PROMPT: Can you copy out the data exactly? Leave the images out.

SUPPLIED DATA:
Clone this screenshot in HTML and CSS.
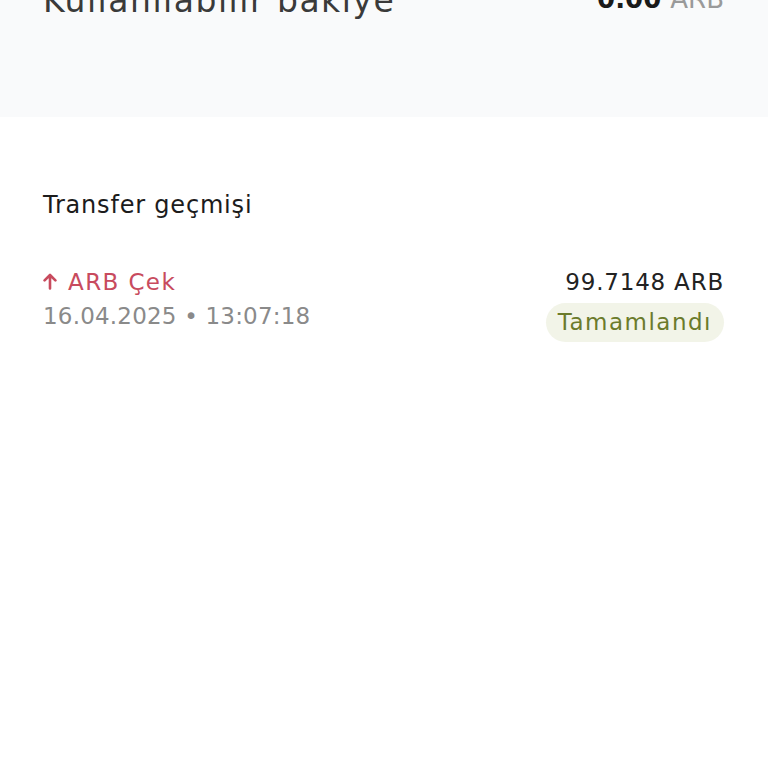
FILE: index.html
```html
<!DOCTYPE html>
<html lang="tr">
<head>
<meta charset="utf-8">
<link rel="stylesheet" href="styles.css">
</head>
<body>
<div class="page">
  <section class="balance">
    <div class="balance-row">
      <span class="balance-label">Kullanılabilir bakiye</span>
      <span class="balance-value">0.00 <span class="unit">ARB</span></span>
    </div>
  </section>
  <section class="history">
    <h2 class="history-title">Transfer geçmişi</h2>
    <div class="tx">
      <div class="tx-left">
        <div class="tx-type"><svg class="arrow" width="14" height="17" viewBox="0 0 14 17"><path d="M7 15.5V2M1.6 7.4L7 2l5.4 5.4" fill="none" stroke="currentColor" stroke-width="2.6" stroke-linecap="round" stroke-linejoin="round"/></svg>ARB Çek</div>
        <div class="tx-date">16.04.2025 • 13:07:18</div>
      </div>
      <div class="tx-right">
        <div class="tx-amount">99.7148 ARB</div>
        <span class="badge">Tamamlandı</span>
      </div>
    </div>
  </section>
</div>
</body>
</html>
```
FILE: styles.css
```css
* { box-sizing: border-box; }
html, body { margin: 0; padding: 0; background: #fff; }
body { font-family: "DejaVu Sans", "Open Sans", sans-serif; color: #222; }
.page { display: flex; flex-direction: column; }
.balance {
  background: #f9fafb;
  height: 117px;
  padding: 0 44px 0 43px;
  overflow: hidden;
}
.balance-row {
  display: flex;
  justify-content: space-between;
  align-items: flex-start;
  margin-top: -19px;
}
.balance-label { font-size: 33px; line-height: 40px; color: #3a3a3a; letter-spacing: 1.5px; }
.balance-value { font-size: 26px; line-height: 32px; margin-top: 2px; color: #1a1a1a; font-weight: 700; }
.balance-value .unit { color: #9a9a9a; font-weight: 400; }
.history { padding: 74px 44px 0 43px; }
.history-title {
  margin: 0;
  font-size: 24px;
  font-weight: 400;
  color: #1c1c1c;
  line-height: 28px;
  letter-spacing: 0.8px;
}
.tx {
  display: flex;
  justify-content: space-between;
  margin-top: 48px;
}
.tx-left, .tx-right { display: flex; flex-direction: column; }
.tx-right { align-items: flex-end; }
.tx-type {
  display: flex;
  align-items: center;
  gap: 11px;
  font-size: 23px;
  color: #c84b5e;
  line-height: 30px;
  letter-spacing: 1.4px;
}
.arrow { color: #c84b5e; margin-top: -1px; }
.tx-date { font-size: 23px; color: #8a8a8a; line-height: 34px; margin-top: 2px; letter-spacing: 0.2px; }
.tx-amount { font-size: 23px; color: #222; line-height: 30px; letter-spacing: 0.8px; }
.badge {
  margin-top: 6px;
  background: #f2f4e8;
  color: #6b7b2b;
  font-size: 23px;
  line-height: 39px;
  padding: 0 12px;
  border-radius: 20px;
  letter-spacing: 1.5px;
}
```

EXPECTED OUTPUT:
Clone this screenshot in HTML and CSS.
FILE: index.html
```html
<!DOCTYPE html>
<html lang="tr">
<head>
<meta charset="utf-8">
<link rel="stylesheet" href="styles.css">
</head>
<body>
<div class="page">
  <section class="balance">
    <div class="balance-row">
      <span class="balance-label">Kullanılabilir bakiye</span>
      <span class="balance-value">0.00 <span class="unit">ARB</span></span>
    </div>
  </section>
  <section class="history">
    <h2 class="history-title">Transfer geçmişi</h2>
    <div class="tx">
      <div class="tx-left">
        <div class="tx-type"><svg class="arrow" width="14" height="17" viewBox="0 0 14 17"><path d="M7 15.5V2M1.6 7.4L7 2l5.4 5.4" fill="none" stroke="currentColor" stroke-width="2.6" stroke-linecap="round" stroke-linejoin="round"/></svg>ARB Çek</div>
        <div class="tx-date">16.04.2025 • 13:07:18</div>
      </div>
      <div class="tx-right">
        <div class="tx-amount">99.7148 ARB</div>
        <span class="badge">Tamamlandı</span>
      </div>
    </div>
  </section>
</div>
</body>
</html>
```
FILE: styles.css
```css
* { box-sizing: border-box; }
html, body { margin: 0; padding: 0; background: #fff; }
body { font-family: "DejaVu Sans", "Open Sans", sans-serif; color: #222; }
.page { display: flex; flex-direction: column; }
.balance {
  background: #f9fafb;
  height: 117px;
  padding: 0 44px 0 43px;
  overflow: hidden;
}
.balance-row {
  display: flex;
  justify-content: space-between;
  align-items: flex-start;
  margin-top: -19px;
}
.balance-label { font-size: 33px; line-height: 40px; color: #3a3a3a; letter-spacing: 1.5px; }
.balance-value { font-size: 26px; line-height: 32px; margin-top: 2px; color: #1a1a1a; font-weight: 700; }
.balance-value .unit { color: #9a9a9a; font-weight: 400; }
.history { padding: 74px 44px 0 43px; }
.history-title {
  margin: 0;
  font-size: 24px;
  font-weight: 400;
  color: #1c1c1c;
  line-height: 28px;
  letter-spacing: 0.8px;
}
.tx {
  display: flex;
  justify-content: space-between;
  margin-top: 48px;
}
.tx-left, .tx-right { display: flex; flex-direction: column; }
.tx-right { align-items: flex-end; }
.tx-type {
  display: flex;
  align-items: center;
  gap: 11px;
  font-size: 23px;
  color: #c84b5e;
  line-height: 30px;
  letter-spacing: 1.4px;
}
.arrow { color: #c84b5e; margin-top: -1px; }
.tx-date { font-size: 23px; color: #8a8a8a; line-height: 34px; margin-top: 2px; letter-spacing: 0.2px; }
.tx-amount { font-size: 23px; color: #222; line-height: 30px; letter-spacing: 0.8px; }
.badge {
  margin-top: 6px;
  background: #f2f4e8;
  color: #6b7b2b;
  font-size: 23px;
  line-height: 39px;
  padding: 0 12px;
  border-radius: 20px;
  letter-spacing: 1.5px;
}
```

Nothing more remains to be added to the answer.